A Summerland Research and Development Centre study, released before the WGBC’s survey, forecast a similar ravaged grape harvest this year as a result of severe cold in late 2022. It estimated that B.C.’s wine-grape harvest this year would be between 39 per cent and 56 per cent smaller than a normal year. It did not attempt to estimate the long-term damage.

Prodan is lobbying the provincial government to provide financial support to winery and vineyard owners hit hard by cold this past year. That is what the Nova Scotia government is doing. 

Nova Scotia in March announced a program with $15 million to support grape and fruit growers whose crops were affected in February by extreme cold weather in that province. 

Prodan praised the B.C. government for newly allowing grape farmers to apply for provincial compensation when they pull out varieties vulnerable to the changing climate and plant hardier ones. 

Wine-guide author John Schreiner spoke to BIV by phone while travelling between Osoyoos and Oliver.

“There are new plantings all over the place from vineyards that were frozen out last November and December,” he said. 

“A lot of vines were killed off and those that weren’t killed and are still growing – you see them in the vineyard with a negligible amount of fruit.”

Syrah is one grape variety particularly averse to severe cold, he said.

Schreiner suggested that owners at B.C. wineries that grow Syrah grapes, such as Le Vieux Pin, Rust Wine Co., and Mt.
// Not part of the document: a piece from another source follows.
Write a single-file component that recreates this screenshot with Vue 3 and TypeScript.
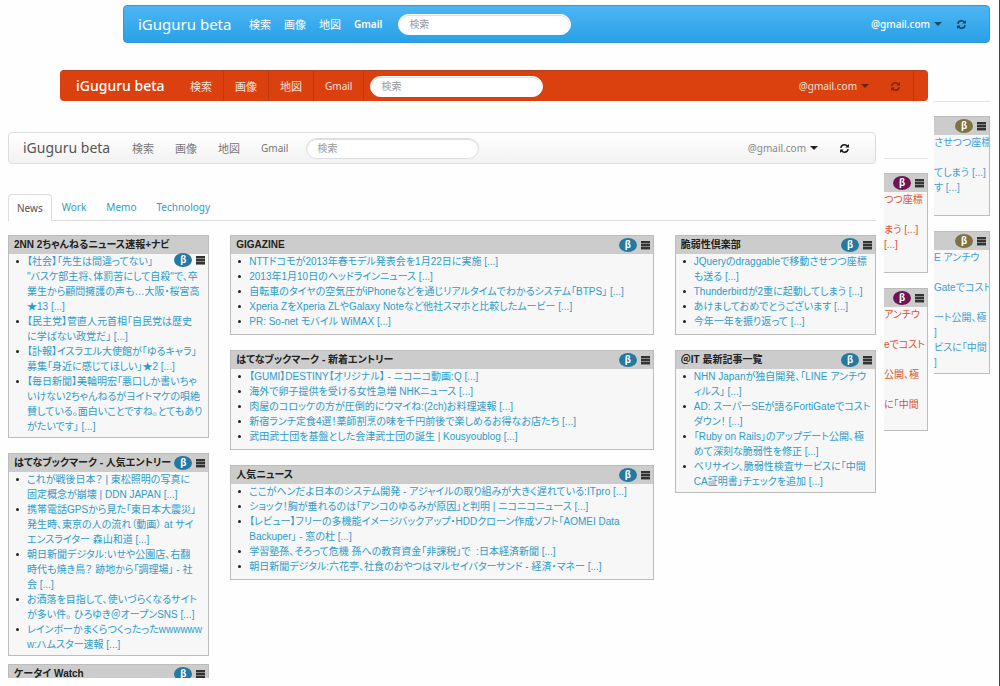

Boucherie Estate Winery, might think about pulling out those vines and planting Cabernet Franc grapes, which are hardier. 

A University of British Columbia study in 2020 focused on warming temperatures in wine regions

It noted that “half of current global wine-growing regions would become climatically unsuitable for today’s major wine grapes” if temperatures were to rise by more than two degrees.

“Substituting Grenache or Cabarnet Sauvignon for Pinot Noir, planting Trebbiano where Riesling is grown – these aren’t painless shifts to make, but they can ease winegrowers’ transition to a new and warmer world,” said the study’s senior author, Elizabeth Wolkovich.

Another trend Schreiner has noticed is cooler springs. 

Spring 2022 was cold and rainy, causing winemakers to fear a stunted season. The Okanagan then enjoyed a warm autumn, enabling the grapes to hang on vines into October. 

The vines then had little time to shut down before being blasted with severe winter cold. 

“The vines weren’t ready for it,” Schreiner said. 

Winery consultant and InVino Consultants principal Ingo Grady agreed with Schreiner that winery owners will need to rethink what kinds of grapes they plant.

“Every grape variety has a climate envelope,” he said. “You really need to have the science and the knowledge of what flourishes where, but after this last winter, there’s not a winery in this valley that hasn’t suffered losses.”